It’s true that Super Yankees can offer a bit more flexibility than accas when betting online, but it’s also true that any system bet will increase bookmaker margin – and probably magnify those weaker selections too.
What is a Super Yankee?
A Super Yankee is bet made up of five selections, divided up like so:
- 10 doubles
- 10 trebles
- 5 four-folds
- 1 five-fold accumulator

Credit: AI generated image of Super Yankee bets breakdown. Captured by Claudia Hartley - 11th May 2026, 16:24
That means your coverage increases. Depending on odds, you could get returns from just two winning selections. However, your exposure increases too. A fivefold acca with a £1 stake would have a £1 exposure - in a Super Yankee it’s £26.
Back in 2022 one savvy bettor decided to place a Super Yankee bet on her lottery numbers. Five of her four numbers came in, winning her €19,805.50 in exchange for her €13 stake.
How Super Yankee Betting Works Step-by-Step
A Super Yankee takes five selections and automatically creates every double, treble, four-fold and five-fold combination available from them.[1]

Credit: Betting Slip by William Hill – Screenshot captured by Claudia Hartley on 11th May 2026 - 14:23
In this example, we made our five selections and the bookmaker calculated our predicted return for the full Super Yankee (£198.16) and our total stake (£26).
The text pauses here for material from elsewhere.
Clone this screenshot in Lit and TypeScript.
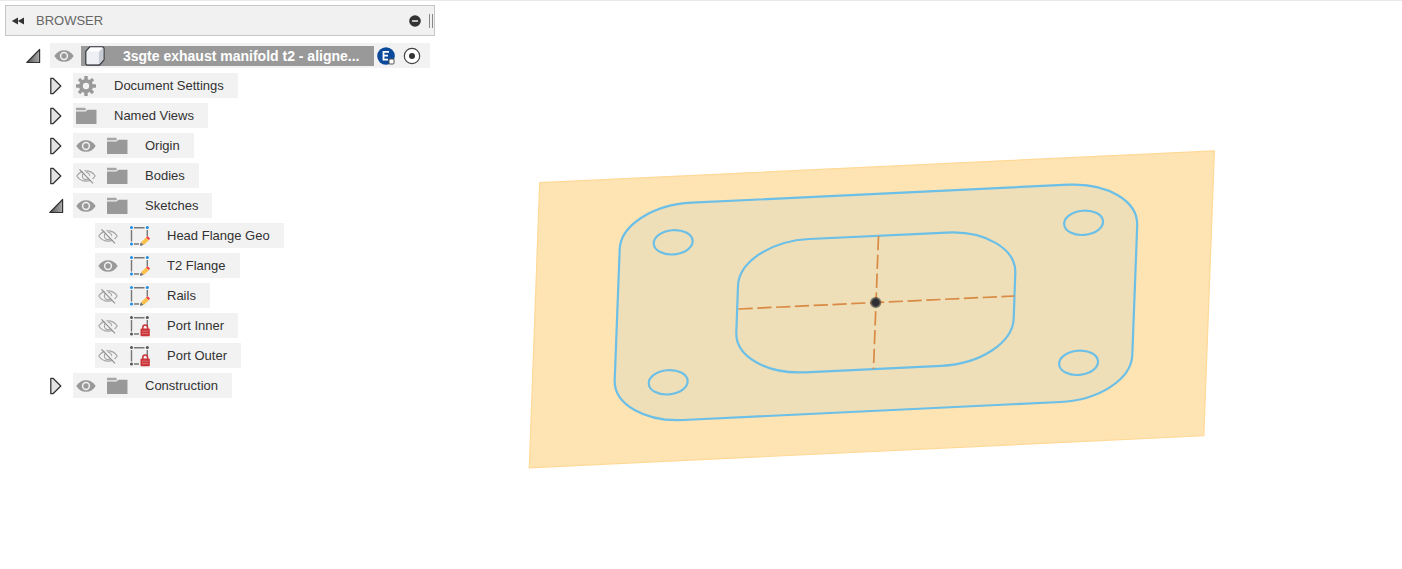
import { LitElement, html, svg, css, nothing } from "lit";
import { customElement, property, state } from "lit/decorators.js";

type Kind = "gear" | "folder" | "sketch" | "locked";

interface Entry {
  name: string;
  kind: Kind;
  visible?: boolean;
  children?: Entry[];
  leaf?: boolean;
}

const ENTRIES: Entry[] = [
  { name: "Document Settings", kind: "gear" },
  { name: "Named Views", kind: "folder" },
  { name: "Origin", kind: "folder", visible: true },
  { name: "Bodies", kind: "folder", visible: false },
  {
    name: "Sketches",
    kind: "folder",
    visible: true,
    children: [
      { name: "Head Flange Geo", kind: "sketch", visible: false, leaf: true },
      { name: "T2 Flange", kind: "sketch", visible: true, leaf: true },
      { name: "Rails", kind: "sketch", visible: false, leaf: true },
      { name: "Port Inner", kind: "locked", visible: false, leaf: true },
      { name: "Port Outer", kind: "locked", visible: false, leaf: true },
    ],
  },
  { name: "Construction", kind: "folder", visible: true },
];

const icon = (body: unknown) =>
  html`<svg class="icon" width="20" height="20" viewBox="0 0 20 20" aria-hidden="true">${body}</svg>`;

const eye = icon(svg`
  <path d="M.3 10C2.700 6 6 4.200 10 4.200s7.300 1.800 9.700 5.800c-2.400 4-5.700 5.800-9.700 5.800S2.700 14 .3 10z" fill="#999"/>
  <circle cx="10" cy="10" r="3.400" fill="none" stroke="#f2f2f2" stroke-width="1.500"/>
`);

const eyeOff = icon(svg`
  <path d="M.8 10c2.200-3.400 5.400-5.200 9.200-5.200s7 1.800 9.200 5.200c-2.200 3.400-5.400 5.200-9.200 5.200S3 13.400.8 10z" fill="none" stroke="#a6a6a6" stroke-width="1.200"/>
  <circle cx="10" cy="10" r="3.600" fill="none" stroke="#a6a6a6" stroke-width="1.200"/>
  <path d="M5 2.600l13 13.400" stroke="#f2f2f2" stroke-width="1.800"/>
  <path d="M3.500 3.300l13.500 14" stroke="#8c8c8c" stroke-width="1.100"/>
`);

const folder = icon(svg`
  <path d="M0 1.800h9.200l1 2.400H0z" fill="#999" opacity=".85"/>
  <path d="M0 5.400h9.600l2-1.600H20.500V18H0z" fill="#999"/>
`);

const gear = icon(svg`
  <g fill="#999">
    ${[0, 45, 90, 135].map(
      (a) => svg`<rect x="8.300" y="0" width="3.400" height="20" rx=".6" transform="rotate(${a} 10 10)"/>`
    )}
    <circle cx="10" cy="10" r="7"/>
  </g>
  <circle cx="10" cy="10" r="3.200" fill="#f2f2f2"/>
`);

const frame = (dot: string) => svg`
  <path d="M5 1.800h10.500M2.500 4v11.500M18.300 4v6.500M5 18h5" stroke="#777" stroke-width="1.400" fill="none"/>
  <g fill="${dot}">
    <circle cx="2.500" cy="1.600" r="1.500"/>
    <circle cx="18.300" cy="1.600" r="1.500"/>
    <circle cx="2.500" cy="17.900" r="1.500"/>
  </g>
`;

const sketch = icon(svg`
  ${frame("#1e8ce0")}
  <path d="M12 16.200l5-4.700 2.900 2.700-5.200 4.900z" fill="#fbc04a"/>
  <path d="M17 11.500l1-.9q.5-.4 1 0l1.600 1.500q.6.600.1 1.100l-.9.900z" fill="#f03e46"/>
  <path d="M12 16.400l2.600 2.400-2.300 1h-1.300v-1.800z" fill="#777"/>
`);

const locked = icon(svg`
  ${frame("#555")}
  <path d="M13.800 13.500v-2a2.400 2.400 0 0 1 4.800 0v2" fill="none" stroke="#c93439" stroke-width="1.500"/>
  <rect x="11.500" y="12.600" width="9.300" height="7.600" rx="1" fill="#c93439"/>
  <path d="M13 15.200h6.300M13 17.600h6.300" stroke="#e0797c" stroke-width=".9"/>
`);

const KIND_ICONS: Record<Kind, unknown> = { gear, folder, sketch, locked };

const arrow = (open: boolean) => html`
  <svg class="icon" width="16" height="20" viewBox="0 0 16 20" aria-hidden="true">
    <defs>
      <linearGradient id="shade" x1="0" x2="1" y1="0" y2="0">
        <stop offset="0" stop-color="#555" />
        <stop offset="1" stop-color="#aaa" />
      </linearGradient>
    </defs>
    ${open
      ? svg`<path d="M13.600 3.500v13H.8z" fill="url(#shade)" stroke="#333" stroke-width="1.200" stroke-linejoin="round"/>`
      : svg`<path d="M1.800 2.300h2.200L11.800 10 4 17.700H1.800z" fill="#e3e3e3" stroke="#333" stroke-width="1.300" stroke-linejoin="round"/>`}
  </svg>
`;

@customElement("tree-row")
export class TreeRow extends LitElement {
  @property({ attribute: false }) entry!: Entry;
  @state() private open = false;
  @state() private shown = false;

  static styles = css`
    :host {
      display: block;
    }
    .row {
      display: flex;
      align-items: center;
      height: 25px;
      margin-bottom: 5px;
    }
    button {
      display: flex;
      padding: 0;
      border: 0;
      background: none;
      cursor: pointer;
    }
    .toggle {
      width: 24px;
    }
    .chip {
      display: flex;
      align-items: center;
      gap: 11px;
      height: 25px;
      padding: 0 14px 0 3px;
      background: #f2f2f2;
    }
    .icon {
      display: block;
      overflow: visible;
    }
    .label {
      padding-left: 7px;
      white-space: nowrap;
    }
    .children {
      padding-left: 46px;
    }
  `;

  connectedCallback() {
    super.connectedCallback();
    this.open = !!this.entry.children;
    this.shown = !!this.entry.visible;
  }

  render() {
    const { name, kind, visible, children, leaf } = this.entry;
    return html`
      <div class="row">
        ${leaf
          ? nothing
          : html`<button
              class="toggle"
              aria-label="Expand ${name}"
              aria-expanded=${this.open}
              @click=${() => (this.open = !this.open)}
            >${arrow(this.open)}</button>`}
        <div class="chip">
          ${visible === undefined
            ? nothing
            : html`<button
                aria-label="Show ${name}"
                aria-pressed=${this.shown}
                @click=${() => (this.shown = !this.shown)}
              >${this.shown ? eye : eyeOff}</button>`}
          ${KIND_ICONS[kind]}
          <span class="label">${name}</span>
        </div>
      </div>
      ${this.open && children
        ? html`<div class="children">
            ${children.map((c) => html`<tree-row .entry=${c}></tree-row>`)}
          </div>`
        : nothing}
    `;
  }
}

@customElement("sketch-view")
export class SketchView extends LitElement {
  static styles = css`
    :host {
      display: block;
    }
    svg {
      display: block;
      width: 100%;
      height: 100%;
    }
    .plane {
      fill: #fee3b3;
      stroke: #ffd997;
      stroke-width: 1.2;
    }
    .profile {
      fill: #efdfb8;
      stroke: #6cbfe6;
      stroke-width: 2.2;
    }
    .axis {
      stroke: #d98a45;
      stroke-width: 1.7;
      stroke-dasharray: 14.3 4.5;
    }
  `;

  /** Closed loop of straight edges whose corners are skewed quarter circles. */
  private loop(corners: number[][]) {
    const k = 0.5523;
    return (
      corners
        .map(([ax, ay, cx, cy, bx, by], i) => {
          const p = [ax + (cx - ax) * k, ay + (cy - ay) * k, bx + (cx - bx) * k, by + (cy - by) * k];
          return `${i ? "L" : "M"}${ax} ${ay}C${p.map((n) => n.toFixed(1)).join(" ")} ${bx} ${by}`;
        })
        .join("") + "Z"
    );
  }

  render() {
    const outer = this.loop([
      [619.7, 249.3, 621.2, 206.2, 691.7, 202.7],
      [1068.7, 184.7, 1138.8, 181.3, 1137.2, 225.5],
      [1132.3, 355, 1130.7, 398.7, 1060.3, 402],
      [683.3, 420, 613.1, 423.4, 614.7, 380],
    ]);
    const inner = this.loop([
      [738, 286, 739.5, 242.4, 809.3, 239],
      [947, 232.6, 1016.9, 229.3, 1015.3, 273],
      [1013.7, 318.5, 1012.1, 362.4, 941.5, 365.8],
      [805, 372.3, 734.8, 375.7, 736.3, 332.5],
    ]);
    const holes = [
      [673.2, 242.3],
      [1083.6, 222.8],
      [1078.6, 362.8],
      [668.2, 382.3],
    ];
    return html`
      <svg viewBox="0 0 1402 569" role="img" aria-label="Flange sketch">
        <defs>
          <radialGradient id="origin">
            <stop offset=".55" stop-color="#2d2f33" />
            <stop offset="1" stop-color="#2d2f33" stop-opacity=".35" />
          </radialGradient>
        </defs>
        <path class="plane" d="M539.700 182.700L1214.400 150.800 1203.800 435.800 529.300 467.800z" />
        <path class="profile" d=${outer} />
        ${holes.map(
          ([x, y]) => svg`<ellipse class="profile" cx=${x} cy=${y} rx="19.500" ry="12.100" transform="rotate(-5 ${x} ${y})"/>`
        )}
        <path class="profile" d=${inner} />
        <path class="axis" d="M738.500 309L1014.500 296" />
        <path class="axis" d="M878.500 236L873.500 369" />
        <circle cx="875.700" cy="302.500" r="5.800" fill="url(#origin)" />
      </svg>
    `;
  }
}

@customElement("app-root")
export class AppRoot extends LitElement {
  @state() private open = true;

  static styles = css`
    :host {
      display: grid;
      grid-template: 100vh / 100%;
      height: 100vh;
      background: linear-gradient(#e9e9e9, #e9e9e9) top / 100% 1px no-repeat #fff;
      color: #333;
      font: 13px/16px "Liberation Sans", Arial, sans-serif;
      overflow: hidden;
    }
    sketch-view,
    .panel {
      grid-area: 1 / 1;
      min-height: 0;
    }
    .panel {
      z-index: 1;
      justify-self: start;
      align-self: start;
      width: 430px;
      padding: 5px 0 0 5px;
    }
    button {
      display: flex;
      padding: 0;
      border: 0;
      background: none;
      cursor: pointer;
    }
    .icon {
      display: block;
      overflow: visible;
    }
    header {
      display: flex;
      align-items: center;
      height: 31px;
      box-sizing: border-box;
      padding-left: 5px;
      border: 1px solid #c6c6c6;
      background: #f1f1f1;
      color: #666;
    }
    h1 {
      flex: 1;
      margin: 0 0 0 10px;
      font-size: 13px;
      font-weight: 400;
    }
    .grip {
      width: 4px;
      height: 14px;
      margin: 0 1px 0 8px;
      border-left: 1px solid #888;
      border-right: 1px solid #888;
      box-sizing: border-box;
    }
    .root {
      display: flex;
      align-items: center;
      height: 25px;
      margin: 7px 0 5px 21px;
    }
    .toggle {
      width: 24px;
    }
    .chip {
      flex: 1;
      display: flex;
      align-items: center;
      height: 25px;
      min-width: 0;
      margin-right: 5px;
      padding: 0 9px 0 4px;
      background: #f2f2f2;
    }
    .document {
      flex: 1;
      display: flex;
      align-items: center;
      gap: 18px;
      height: 20px;
      min-width: 0;
      margin: 0 3px 0 7px;
      padding: 0 4px;
      background: #999;
      color: #fff;
      font-size: 14px;
      font-weight: 700;
    }
    .document .icon {
      flex: none;
    }
    .name {
      white-space: nowrap;
    }
    .badge {
      margin-right: 8px;
    }
    .tree {
      padding-left: 44px;
    }
  `;

  render() {
    return html`
      <sketch-view></sketch-view>
      <aside class="panel">
        <header>
          <button aria-label="Collapse browser">
            <svg class="icon" width="15" height="10" viewBox="0 0 15 10">
              <path d="M7 1.500v7L.8 5zM13 1.500v7L6.800 5z" fill="#333" />
            </svg>
          </button>
          <h1>BROWSER</h1>
          <button aria-label="Minimize">
            <svg class="icon" width="12" height="12" viewBox="0 0 12 12">
              <circle cx="6" cy="6" r="5.800" fill="#333" />
              <path d="M3 6h6" stroke="#f1f1f1" stroke-width="1.500" />
            </svg>
          </button>
          <span class="grip"></span>
        </header>
        <div class="root">
          <button class="toggle" aria-label="Expand document" aria-expanded=${this.open} @click=${() => (this.open = !this.open)}>
            ${arrow(this.open)}
          </button>
          <div class="chip">
            <button aria-label="Show document">${eye}</button>
            <div class="document">
              <svg class="icon" width="20" height="20" viewBox="0 0 20 20" aria-hidden="true">
                <path d="M.8 5.500L5 .8h12q2 0 2 2v11L14.500 19H2.500Q.8 19 .8 17z" fill="#dfe2e8" stroke="#3c3f46" stroke-width="1.300" stroke-linejoin="round" />
                <path d="M1.500 5.800L5.300 1.500h12.200L14 5.800z" fill="#fff" />
                <path d="M14 6l4.300-4v11.500L14 18.200z" fill="#c9cdd6" />
                <rect x="1.800" y="6" width="12" height="12.200" fill="#eef0f5" />
              </svg>
              <span class="name">3sgte exhaust manifold t2 - aligne...</span>
            </div>
            <svg class="icon badge" width="18" height="18" viewBox="0 0 18 18" aria-hidden="true">
              <circle cx="9" cy="9" r="8.800" fill="#0b4a9b" />
              <path d="M6.500 4v9.500M6 4.800h6M6 8.700h5M6 12.700h5" stroke="#fff" stroke-width="1.800" fill="none" />
              <rect x="12" y="12" width="5" height="5" rx="1" fill="#fff" stroke="#555" stroke-width="1" />
            </svg>
            <button aria-label="Activate document">
              <svg class="icon" width="18" height="18" viewBox="0 0 18 18">
                <circle cx="9" cy="9" r="7.700" fill="#fff" stroke="#444" stroke-width="1.200" />
                <circle cx="9" cy="9" r="3" fill="#333" />
              </svg>
            </button>
          </div>
        </div>
        ${this.open
          ? html`<div class="tree">${ENTRIES.map((e) => html`<tree-row .entry=${e}></tree-row>`)}</div>`
          : nothing}
      </aside>
    `;
  }
}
The £26 is a result of 26 individual bets, with my chosen stake of £1. If that stake was £2, my total stake would have been £2 x 26 bets = £52
Next, we need to think about what happens if we win.
- One selection wins: No return, as no singles included in a Super Yankee.
- Two selections win: Let’s say Diamond Rain and Casper Rudd win. That gives us one winning double with a payout of £6.13.
- Three selections win: Let’s say Gerwynn Price wins too. That gives us three doubles and a treble with a payout of £26.28.
- Four selections win: Our over 1.5 goals bet comes in, that’s now six doubles, four trebles and one four-fold for a payout of £67.28.
- Five selections win: The unthinkable has happened, every part of the system lands and we get that £198.16 payout.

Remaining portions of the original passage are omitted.